DLGP

Doctor of Leadership in Global Perspectives: Crafting Ministry in an Interconnected World

At the Crossroads of History and Grace: A Pastoral Reflection on Colonialism and Slavery

Written by: on October 9, 2025

“I am a descendant of someone on the Mayflower.” The opening ice breaker line I shared during my time in Cape Town reveals how deeply my own story is entwined with colonialism. Add my Norwegian heritage—the legacy of Vikings—and I carry ancestry marked by conquest. While there are also abolitionists and freedom-seekers in my family tree, I’ve long wrestled with the complexity of colonialism and its impact on America and on my faith.

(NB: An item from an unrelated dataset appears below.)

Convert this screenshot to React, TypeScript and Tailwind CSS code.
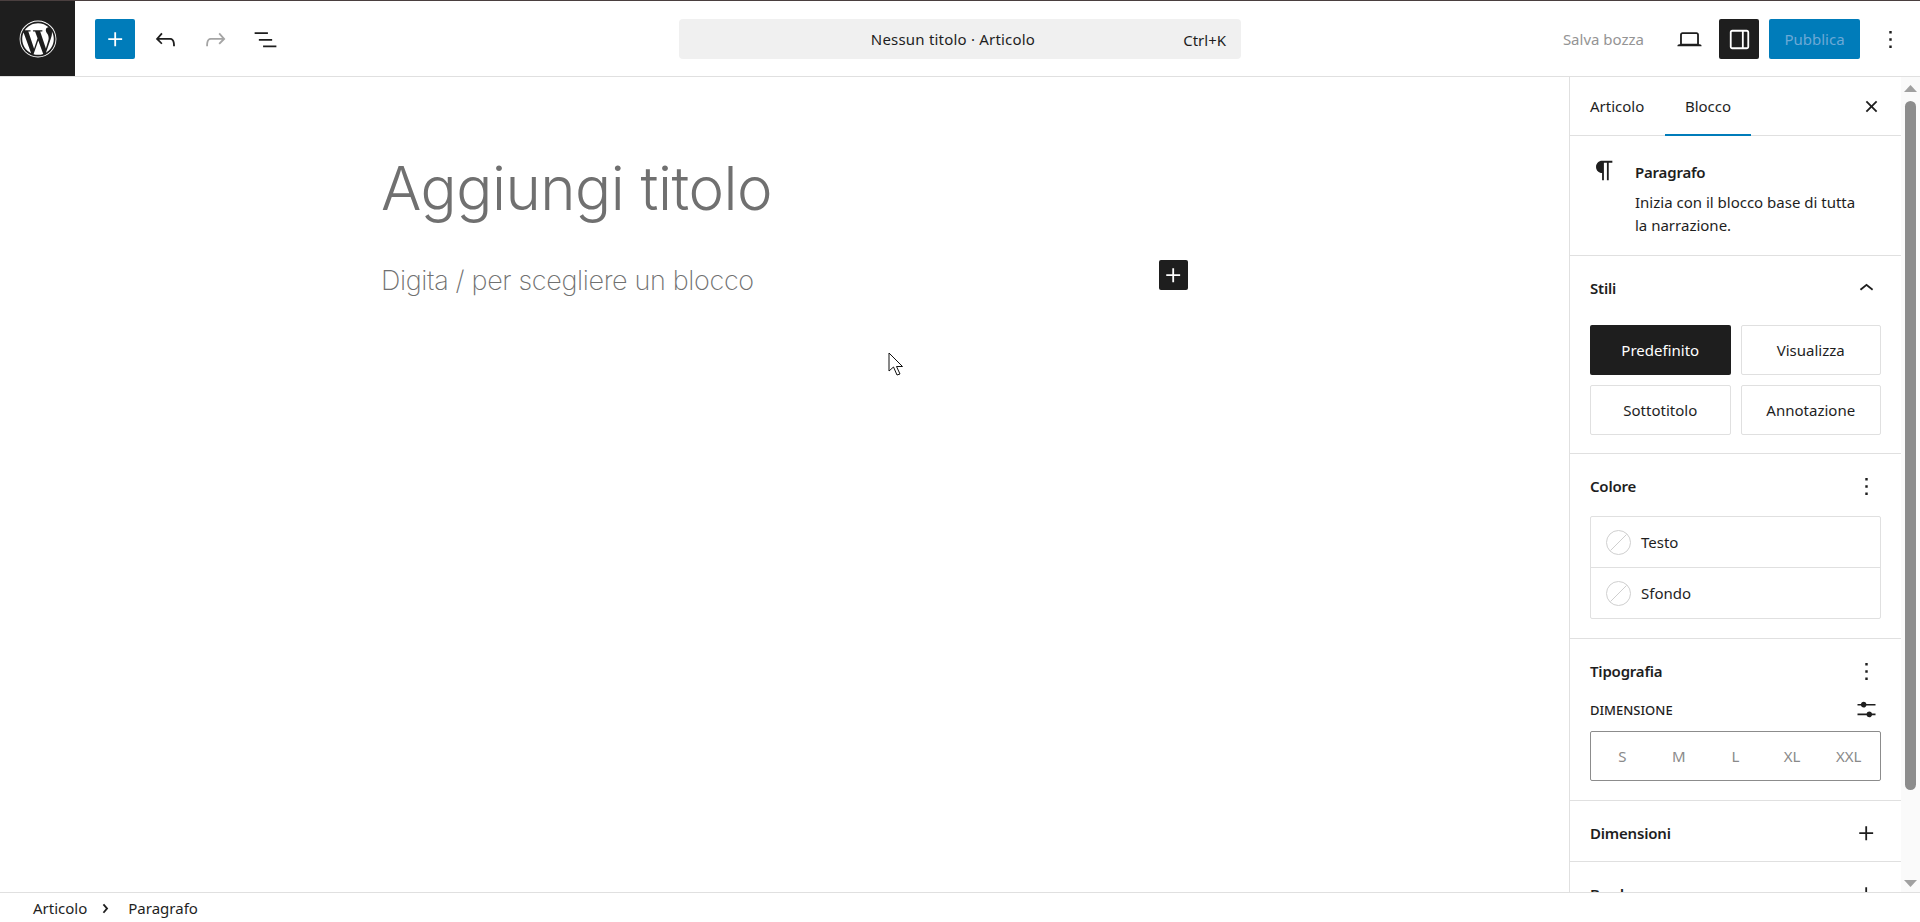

Growing up in Oregon, I learned to admire pioneers who crossed the Oregon Trail, yet later realized those “open spaces” were already home to others. That awareness has shaped my pursuit of racial justice and my desire to approach these issues with grief and humility rather than defensiveness. Though I never enslaved anyone, I have benefited from systems built on enslavement and displacement. So how does a follower of Jesus in the twenty-first century live out Micah 6:8: “to act justly, love mercy, and walk humbly with God”?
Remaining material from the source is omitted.